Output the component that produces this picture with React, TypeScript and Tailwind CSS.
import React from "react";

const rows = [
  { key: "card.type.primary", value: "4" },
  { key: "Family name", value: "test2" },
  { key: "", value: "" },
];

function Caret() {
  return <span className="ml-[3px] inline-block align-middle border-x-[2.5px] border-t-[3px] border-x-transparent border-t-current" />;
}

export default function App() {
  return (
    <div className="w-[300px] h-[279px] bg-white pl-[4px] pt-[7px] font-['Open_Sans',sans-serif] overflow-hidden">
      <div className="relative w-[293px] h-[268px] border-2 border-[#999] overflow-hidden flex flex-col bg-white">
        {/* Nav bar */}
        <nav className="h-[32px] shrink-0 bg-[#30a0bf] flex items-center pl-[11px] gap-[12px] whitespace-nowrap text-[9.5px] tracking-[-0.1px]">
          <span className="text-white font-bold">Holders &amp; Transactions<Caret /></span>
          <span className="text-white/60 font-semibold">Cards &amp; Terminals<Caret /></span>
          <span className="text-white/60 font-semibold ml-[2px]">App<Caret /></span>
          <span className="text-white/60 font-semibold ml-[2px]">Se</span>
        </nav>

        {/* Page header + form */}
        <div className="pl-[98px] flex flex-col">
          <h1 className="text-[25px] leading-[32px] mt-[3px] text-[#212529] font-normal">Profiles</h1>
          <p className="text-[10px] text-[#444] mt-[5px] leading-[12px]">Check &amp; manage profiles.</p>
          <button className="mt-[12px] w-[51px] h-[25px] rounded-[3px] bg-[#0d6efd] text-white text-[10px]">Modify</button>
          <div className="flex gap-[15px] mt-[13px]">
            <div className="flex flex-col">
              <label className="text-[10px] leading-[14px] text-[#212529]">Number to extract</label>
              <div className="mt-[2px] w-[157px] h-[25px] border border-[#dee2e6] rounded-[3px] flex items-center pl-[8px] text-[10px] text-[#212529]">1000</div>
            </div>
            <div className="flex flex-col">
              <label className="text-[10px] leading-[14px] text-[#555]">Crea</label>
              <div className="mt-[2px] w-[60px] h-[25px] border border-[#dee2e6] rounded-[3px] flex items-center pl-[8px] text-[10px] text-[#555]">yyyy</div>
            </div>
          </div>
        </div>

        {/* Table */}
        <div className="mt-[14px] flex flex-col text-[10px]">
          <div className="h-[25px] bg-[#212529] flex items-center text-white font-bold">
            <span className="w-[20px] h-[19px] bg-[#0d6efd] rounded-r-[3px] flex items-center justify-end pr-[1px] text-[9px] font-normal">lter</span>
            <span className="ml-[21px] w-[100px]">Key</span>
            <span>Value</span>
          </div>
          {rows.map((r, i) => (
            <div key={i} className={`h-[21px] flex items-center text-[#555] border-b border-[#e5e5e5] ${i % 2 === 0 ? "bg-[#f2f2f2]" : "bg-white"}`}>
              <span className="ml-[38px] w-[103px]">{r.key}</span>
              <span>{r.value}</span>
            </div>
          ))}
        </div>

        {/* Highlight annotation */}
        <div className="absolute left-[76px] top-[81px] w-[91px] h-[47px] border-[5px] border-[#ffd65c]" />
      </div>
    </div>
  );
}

=-=-=-=-=

REQUIREMENTS: Extract all of the data exactly as written.

REPLY:
Output the component that produces this picture with React, TypeScript and Tailwind CSS.
import React from "react";

const rows = [
  { key: "card.type.primary", value: "4" },
  { key: "Family name", value: "test2" },
  { key: "", value: "" },
];

function Caret() {
  return <span className="ml-[3px] inline-block align-middle border-x-[2.5px] border-t-[3px] border-x-transparent border-t-current" />;
}

export default function App() {
  return (
    <div className="w-[300px] h-[279px] bg-white pl-[4px] pt-[7px] font-['Open_Sans',sans-serif] overflow-hidden">
      <div className="relative w-[293px] h-[268px] border-2 border-[#999] overflow-hidden flex flex-col bg-white">
        {/* Nav bar */}
        <nav className="h-[32px] shrink-0 bg-[#30a0bf] flex items-center pl-[11px] gap-[12px] whitespace-nowrap text-[9.5px] tracking-[-0.1px]">
          <span className="text-white font-bold">Holders &amp; Transactions<Caret /></span>
          <span className="text-white/60 font-semibold">Cards &amp; Terminals<Caret /></span>
          <span className="text-white/60 font-semibold ml-[2px]">App<Caret /></span>
          <span className="text-white/60 font-semibold ml-[2px]">Se</span>
        </nav>

        {/* Page header + form */}
        <div className="pl-[98px] flex flex-col">
          <h1 className="text-[25px] leading-[32px] mt-[3px] text-[#212529] font-normal">Profiles</h1>
          <p className="text-[10px] text-[#444] mt-[5px] leading-[12px]">Check &amp; manage profiles.</p>
          <button className="mt-[12px] w-[51px] h-[25px] rounded-[3px] bg-[#0d6efd] text-white text-[10px]">Modify</button>
          <div className="flex gap-[15px] mt-[13px]">
            <div className="flex flex-col">
              <label className="text-[10px] leading-[14px] text-[#212529]">Number to extract</label>
              <div className="mt-[2px] w-[157px] h-[25px] border border-[#dee2e6] rounded-[3px] flex items-center pl-[8px] text-[10px] text-[#212529]">1000</div>
            </div>
            <div className="flex flex-col">
              <label className="text-[10px] leading-[14px] text-[#555]">Crea</label>
              <div className="mt-[2px] w-[60px] h-[25px] border border-[#dee2e6] rounded-[3px] flex items-center pl-[8px] text-[10px] text-[#555]">yyyy</div>
            </div>
          </div>
        </div>

        {/* Table */}
        <div className="mt-[14px] flex flex-col text-[10px]">
          <div className="h-[25px] bg-[#212529] flex items-center text-white font-bold">
            <span className="w-[20px] h-[19px] bg-[#0d6efd] rounded-r-[3px] flex items-center justify-end pr-[1px] text-[9px] font-normal">lter</span>
            <span className="ml-[21px] w-[100px]">Key</span>
            <span>Value</span>
          </div>
          {rows.map((r, i) => (
            <div key={i} className={`h-[21px] flex items-center text-[#555] border-b border-[#e5e5e5] ${i % 2 === 0 ? "bg-[#f2f2f2]" : "bg-white"}`}>
              <span className="ml-[38px] w-[103px]">{r.key}</span>
              <span>{r.value}</span>
            </div>
          ))}
        </div>

        {/* Highlight annotation */}
        <div className="absolute left-[76px] top-[81px] w-[91px] h-[47px] border-[5px] border-[#ffd65c]" />
      </div>
    </div>
  );
}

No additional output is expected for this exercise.